To timely address the humanitarian needs of the most affected population in the six provinces, the UN in Angola officially applied for central emergency response fund (CERF), which has been approved for a total of $5 million, for a period of 6 months. CERF interventions will be led by UNICEF, FAO, UNFPA, WFP, WHO and UNDP (leading the coordination function). The assistance will focus on water, sanitation and hygiene, nutrition, food security and agriculture, health and protection.
CERF Activities Coordination and Implementation (80% of the time)
- • Supports coordination and implementation of CERF activities in Cunene, Huila, Namibe, Huambo, Benguela and Cuanza Sul provinces, promoting inter-agency and inter-sector emergency coordination activities in the field.
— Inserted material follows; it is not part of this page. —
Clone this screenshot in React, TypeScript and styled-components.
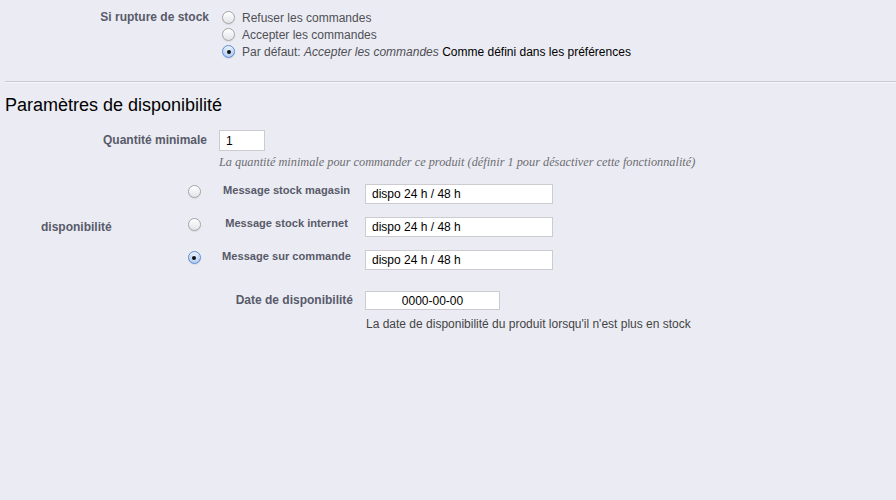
import React from "react";
import styled, { createGlobalStyle } from "styled-components";

const GlobalStyle = createGlobalStyle`
  html, body {
    margin: 0;
    padding: 0;
    background: #ebecf3;
  }
  body {
    font-family: "Liberation Sans", Arial, sans-serif;
    height: 500px;
    overflow: hidden;
  }
  * { box-sizing: border-box; }
`;

const Page = styled.div`
  padding-top: 9px;
`;

const FormRow = styled.div<{ $labelWidth: number; $gap: number }>`
  display: grid;
  grid-template-columns: ${(p) => p.$labelWidth}px 1fr;
  column-gap: ${(p) => p.$gap}px;
  align-items: start;
`;

const FieldLabel = styled.label<{ $lineHeight?: number }>`
  font-size: 12px;
  font-weight: bold;
  color: #585a69;
  text-align: right;
  line-height: ${(p) => p.$lineHeight ?? 17}px;
  white-space: nowrap;
`;

const Options = styled.div`
  display: flex;
  flex-direction: column;
`;

const Option = styled.div`
  display: flex;
  align-items: center;
  height: 17px;
  gap: 7px;
  font-size: 12px;
  color: #4f4f55;
  white-space: nowrap;
`;

const Radio = styled.span<{ $checked?: boolean }>`
  flex: none;
  position: relative;
  width: 13px;
  height: 13px;
  border-radius: 50%;
  border: 1px solid ${(p) => (p.$checked ? "#5b8bd0" : "#a3a3a8")};
  background: ${(p) =>
    p.$checked
      ? "radial-gradient(circle at 50% 35%, #e8f1fd 0%, #b5d0f2 70%, #8fb6ea 100%)"
      : "linear-gradient(#ffffff, #e4e4e8)"};
  box-shadow: inset 0 1px 1px rgba(255, 255, 255, 0.8), 0 1px 1px rgba(0, 0, 0, 0.08);
  &::after {
    content: "";
    display: ${(p) => (p.$checked ? "block" : "none")};
    position: absolute;
    left: 50%;
    top: 50%;
    width: 4px;
    height: 4px;
    margin: -2px 0 0 -2px;
    border-radius: 50%;
    background: #111;
  }
`;

const Italic = styled.em`
  font-style: italic;
`;

const Strong = styled.span`
  color: #000;
`;

const Divider = styled.hr`
  margin: 21px 0 0 5px;
  border: none;
  border-top: 1px solid #c9c9cf;
  border-bottom: 1px solid #f6f6fa;
  height: 0;
`;

const SectionTitle = styled.h2`
  margin: 12px 0 0 5px;
  font-size: 18px;
  font-weight: normal;
  line-height: 20px;
  color: #000;
`;

const TextInput = styled.input<{ $width: number; $height?: number; $center?: boolean }>`
  width: ${(p) => p.$width}px;
  height: ${(p) => p.$height ?? 20}px;
  border: 1px solid #cbcbd0;
  background: #fff;
  padding: 0 6px;
  font-family: "Liberation Sans", Arial, sans-serif;
  font-size: 12px;
  color: #000;
  text-align: ${(p) => (p.$center ? "center" : "left")};
  outline: none;
  display: block;
`;

const QtyRow = styled(FormRow)`
  margin-top: 15px;
  align-items: center;
`;

const SerifHint = styled.p`
  margin: 3px 0 0 219px;
  font-family: "Liberation Serif", Georgia, serif;
  font-style: italic;
  font-size: 12.3px;
  line-height: 16px;
  color: #6d6d72;
  white-space: nowrap;
`;

const AvailGrid = styled.div`
  margin-top: 14px;
  display: grid;
  grid-template-columns: 180px 28px 157px 188px;
  grid-template-rows: 33px 33px 33px auto auto;
`;

const GroupLabel = styled(FieldLabel)`
  grid-column: 1;
  grid-row: 1 / 4;
  align-self: center;
  text-align: left;
  padding-left: 41px;
  padding-bottom: 12px;
`;

const RadioCell = styled.div`
  grid-column: 2;
  display: flex;
  justify-content: center;
  padding-top: 1px;
`;

const MessageLabel = styled.div`
  grid-column: 3;
  font-size: 11.1px;
  font-weight: bold;
  color: #585a69;
  text-align: center;
  line-height: 12px;
  white-space: nowrap;
`;

const InputCell = styled.div`
  grid-column: 4;
`;

const DateLabel = styled(FieldLabel)`
  grid-column: 2 / 4;
  grid-row: 4;
  margin-top: 8px;
  padding-right: 12px;
`;

const DateCell = styled.div`
  grid-column: 4;
  grid-row: 4;
  margin-top: 8px;
`;

const SansHint = styled.div`
  grid-column: 4;
  grid-row: 5;
  margin-top: 6px;
  padding-left: 1px;
  font-size: 12px;
  line-height: 16px;
  color: #444;
  white-space: nowrap;
`;

const messages = [
  { label: "Message stock magasin", checked: false },
  { label: "Message stock internet", checked: false },
  { label: "Message sur commande", checked: true },
];

export default function App() {
  return (
    <Page>
      <GlobalStyle />
      <FormRow $labelWidth={209} $gap={13}>
        <FieldLabel>Si rupture de stock</FieldLabel>
        <Options>
          <Option>
            <Radio />
            Refuser les commandes
          </Option>
          <Option>
            <Radio />
            Accepter les commandes
          </Option>
          <Option>
            <Radio $checked />
            <span>
              Par défaut: <Italic>Accepter les commandes</Italic>{" "}
              <Strong>Comme défini dans les préférences</Strong>
            </span>
          </Option>
        </Options>
      </FormRow>

      <Divider />

      <SectionTitle>Paramètres de disponibilité</SectionTitle>

      <QtyRow $labelWidth={207} $gap={12}>
        <FieldLabel>Quantité minimale</FieldLabel>
        <TextInput $width={46} $height={21} defaultValue="1" />
      </QtyRow>
      <SerifHint>
        La quantité minimale pour commander ce produit (définir 1 pour désactiver cette
        fonctionnalité)
      </SerifHint>

      <AvailGrid>
        <GroupLabel>disponibilité</GroupLabel>
        {messages.map((m, i) => (
          <React.Fragment key={m.label}>
            <RadioCell style={{ gridRow: i + 1 }}>
              <Radio $checked={m.checked} />
            </RadioCell>
            <MessageLabel style={{ gridRow: i + 1 }}>{m.label}</MessageLabel>
            <InputCell style={{ gridRow: i + 1 }}>
              <TextInput $width={188} defaultValue="dispo 24 h / 48 h" />
            </InputCell>
          </React.Fragment>
        ))}
        <DateLabel $lineHeight={19}>Date de disponibilité</DateLabel>
        <DateCell>
          <TextInput $width={135} $height={19} $center defaultValue="0000-00-00" />
        </DateCell>
        <SansHint>La date de disponibilité du produit lorsqu'il n'est plus en stock</SansHint>
      </AvailGrid>
    </Page>
  );
}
- • Supports UN humanitarian response, in alignment with the Drought Recovery Framework, Provincial Plans and in liaison with the key government sectors which CERF implementation will work with (Social Action, Health, WASH, Civil Protection, Agriculture).
- • Promotes provincial Government – UN – Civil Society humanitarian coordination meetings, including amongst involved provinces and taking care of linking with medium – long term strategies such as the Resilience Framework and Preparedness Plans for Risk Reduction.
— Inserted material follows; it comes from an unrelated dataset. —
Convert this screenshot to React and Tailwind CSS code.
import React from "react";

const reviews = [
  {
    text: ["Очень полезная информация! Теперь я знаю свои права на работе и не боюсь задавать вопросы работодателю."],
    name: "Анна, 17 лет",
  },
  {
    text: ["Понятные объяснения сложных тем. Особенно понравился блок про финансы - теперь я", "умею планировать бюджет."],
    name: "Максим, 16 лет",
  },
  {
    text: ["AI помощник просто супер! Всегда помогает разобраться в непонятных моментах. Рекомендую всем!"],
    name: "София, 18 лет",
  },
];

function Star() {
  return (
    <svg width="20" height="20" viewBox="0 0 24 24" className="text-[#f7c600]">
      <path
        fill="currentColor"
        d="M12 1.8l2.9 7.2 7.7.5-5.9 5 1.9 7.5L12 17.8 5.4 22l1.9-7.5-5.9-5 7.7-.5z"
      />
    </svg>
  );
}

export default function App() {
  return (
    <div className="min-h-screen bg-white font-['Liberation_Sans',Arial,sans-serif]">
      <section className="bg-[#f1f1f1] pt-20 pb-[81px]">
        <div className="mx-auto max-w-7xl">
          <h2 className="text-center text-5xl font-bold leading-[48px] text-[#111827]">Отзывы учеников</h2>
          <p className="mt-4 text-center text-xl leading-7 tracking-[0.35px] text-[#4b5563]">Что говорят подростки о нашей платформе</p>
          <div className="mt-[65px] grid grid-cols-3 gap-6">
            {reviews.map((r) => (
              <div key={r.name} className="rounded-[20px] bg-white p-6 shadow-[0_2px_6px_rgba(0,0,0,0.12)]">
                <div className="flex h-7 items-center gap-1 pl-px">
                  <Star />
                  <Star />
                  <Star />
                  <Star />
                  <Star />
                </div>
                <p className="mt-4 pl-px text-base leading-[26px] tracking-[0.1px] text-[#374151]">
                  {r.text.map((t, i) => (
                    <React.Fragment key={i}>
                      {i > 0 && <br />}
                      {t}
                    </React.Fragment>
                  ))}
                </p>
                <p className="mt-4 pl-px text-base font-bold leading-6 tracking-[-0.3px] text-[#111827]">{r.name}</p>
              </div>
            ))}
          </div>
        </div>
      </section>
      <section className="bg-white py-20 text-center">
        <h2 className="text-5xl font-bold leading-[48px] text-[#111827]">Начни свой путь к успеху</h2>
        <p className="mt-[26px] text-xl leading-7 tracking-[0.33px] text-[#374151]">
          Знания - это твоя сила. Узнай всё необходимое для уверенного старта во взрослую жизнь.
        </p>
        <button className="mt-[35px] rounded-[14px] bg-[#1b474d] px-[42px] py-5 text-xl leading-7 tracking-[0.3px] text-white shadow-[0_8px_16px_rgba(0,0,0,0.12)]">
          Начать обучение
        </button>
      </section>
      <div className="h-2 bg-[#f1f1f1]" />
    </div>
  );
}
- • Represents UN in inter-agency meetings with the Governments of the six Provinces beneficiaries of the intervention.
- • Support planning, operational, logistics on behalf of UN (at a field level) for joint UN activities. Plans and coordinates joint UN and government missions to programme implementation sites.
- • Monitors and reports to the RC and DMT Chair on the trends in needs and gaps across all sectors, particularly on nutrition, water, sanitation and hygiene, food security and agriculture, health, and protection.
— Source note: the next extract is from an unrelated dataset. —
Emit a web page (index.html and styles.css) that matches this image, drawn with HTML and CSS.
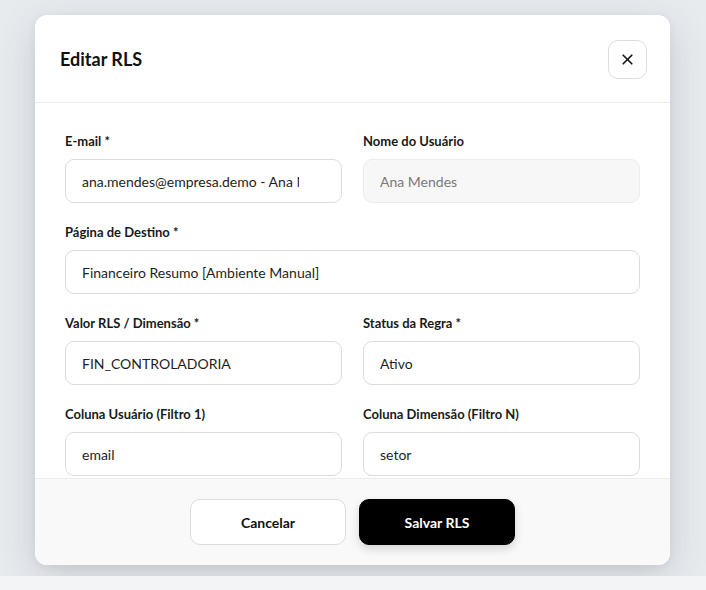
FILE: index.html
```html
<!DOCTYPE html>
<html lang="pt-BR">
<head>
<meta charset="utf-8">
<title>Editar RLS</title>
<link rel="stylesheet" href="styles.css">
</head>
<body>
<div class="overlay">
  <div class="modal">
    <div class="modal-header">
      <h2 class="modal-title">Editar RLS</h2>
      <button class="close-btn" type="button" aria-label="Fechar">
        <svg width="11" height="11" viewBox="0 0 11 11"><path d="M1.2 1.2L9.8 9.8M9.8 1.2L1.2 9.8" stroke="#111" stroke-width="1.6" stroke-linecap="round"/></svg>
      </button>
    </div>
    <div class="modal-body">
      <div class="form-grid">
        <div class="field">
          <label class="field-label">E-mail *</label>
          <input class="field-input email-input" type="text" value="ana.mendes@empresa.demo - Ana Mendes">
        </div>
        <div class="field">
          <label class="field-label">Nome do Usuário</label>
          <input class="field-input is-disabled" type="text" value="Ana Mendes" disabled>
        </div>
        <div class="field span-2">
          <label class="field-label">Página de Destino *</label>
          <input class="field-input" type="text" value="Financeiro Resumo [Ambiente Manual]">
        </div>
        <div class="field">
          <label class="field-label">Valor RLS / Dimensão *</label>
          <input class="field-input" type="text" value="FIN_CONTROLADORIA">
        </div>
        <div class="field">
          <label class="field-label">Status da Regra *</label>
          <input class="field-input" type="text" value="Ativo">
        </div>
        <div class="field">
          <label class="field-label">Coluna Usuário (Filtro 1)</label>
          <input class="field-input" type="text" value="email">
        </div>
        <div class="field">
          <label class="field-label">Coluna Dimensão (Filtro N)</label>
          <input class="field-input" type="text" value="setor">
        </div>
      </div>
    </div>
    <div class="modal-footer">
      <button class="btn btn-secondary" type="button">Cancelar</button>
      <button class="btn btn-primary" type="button">Salvar RLS</button>
    </div>
  </div>
</div>
</body>
</html>
```
FILE: styles.css
```css
* { box-sizing: border-box; }
html, body {
  margin: 0;
  padding: 0;
  background: #f3f4f6;
  font-family: Lato, "Noto Sans", "Liberation Sans", sans-serif;
  color: #1a1a1a;
}
.overlay {
  height: 576px;
  background: #e8ebee;
  display: flex;
  justify-content: flex-start;
  align-items: flex-start;
  padding: 15px 0 0 35px;
}
.modal {
  width: 635px;
  height: 550px;
  background: #fff;
  border-radius: 12px;
  box-shadow: 0 12px 40px rgba(30, 40, 60, 0.16), 0 2px 8px rgba(30, 40, 60, 0.06);
  display: flex;
  flex-direction: column;
  overflow: hidden;
}
.modal-header {
  display: flex;
  align-items: center;
  justify-content: space-between;
  padding: 24px 23px 23px 25px;
  border-bottom: 1px solid #ececec;
  flex: none;
}
.modal-title {
  margin: 0;
  font-size: 18px;
  font-weight: 700;
  color: #111;
}
.close-btn {
  width: 39px;
  height: 39px;
  border: 1px solid #dddddd;
  border-radius: 10px;
  background: #fff;
  display: flex;
  align-items: center;
  justify-content: center;
  padding: 0;
  margin-top: 1px;
}
.modal-body {
  flex: 1;
  overflow: hidden;
  padding: 30px 30px;
}
.form-grid {
  display: grid;
  grid-template-columns: 1fr 1fr;
  column-gap: 21px;
  row-gap: 21px;
}
.span-2 { grid-column: span 2; }
.field {
  display: flex;
  flex-direction: column;
}
.field-label {
  font-size: 13px;
  font-weight: 700;
  line-height: 16px;
  margin-bottom: 10px;
  color: #1a1a1a;
}
.field-input {
  height: 44px;
  border: 1px solid #dcdcdc;
  border-radius: 9px;
  padding: 0 16px;
  font-family: inherit;
  font-size: 14px;
  color: #1e1e1e;
  background: #fff;
  outline: none;
}
.email-input { padding-right: 42px; }
.field-input.is-disabled {
  background: #f7f7f7;
  color: #7a7a7a;
  border-color: #ececec;
}
.modal-footer {
  flex: none;
  height: 87px;
  background: #f9f9f9;
  border-top: 1px solid #ececec;
  display: flex;
  justify-content: center;
  align-items: center;
  gap: 13px;
}
.btn {
  width: 156px;
  height: 46px;
  border-radius: 10px;
  font-family: inherit;
  font-size: 14px;
  font-weight: 700;
}
.btn-secondary {
  background: #fff;
  color: #111;
  border: 1px solid #dcdcdc;
}
.btn-primary {
  background: #000;
  color: #fff;
  border: 1px solid #000;
  box-shadow: 0 4px 10px rgba(0, 0, 0, 0.15);
}
```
- • As required, prepares and provides inputs to CERF reporting requirements, including brief notes and updates to the Resident Coordination System through DMT and to the Government. Support the agencies in preparing the interim report and the final report to CERF.
- • Supports further analysis of the situation, assessments on nutrition and food security and proposes adjustments to the response plan, if necessary. Proactively advises on key priorities from the field perspective.
Drought Recovery Plan (20% of the time)
- • Develop a short, medium to long-term recovery plan from the existing drought response framework (2018 – 2022) to address recuring drought situation in the region to augment resilience of local populations.
- • As part of recovery plan, provide clear development priorities and possible partnerships to increase investment for longer term development interventions in the affected provinces.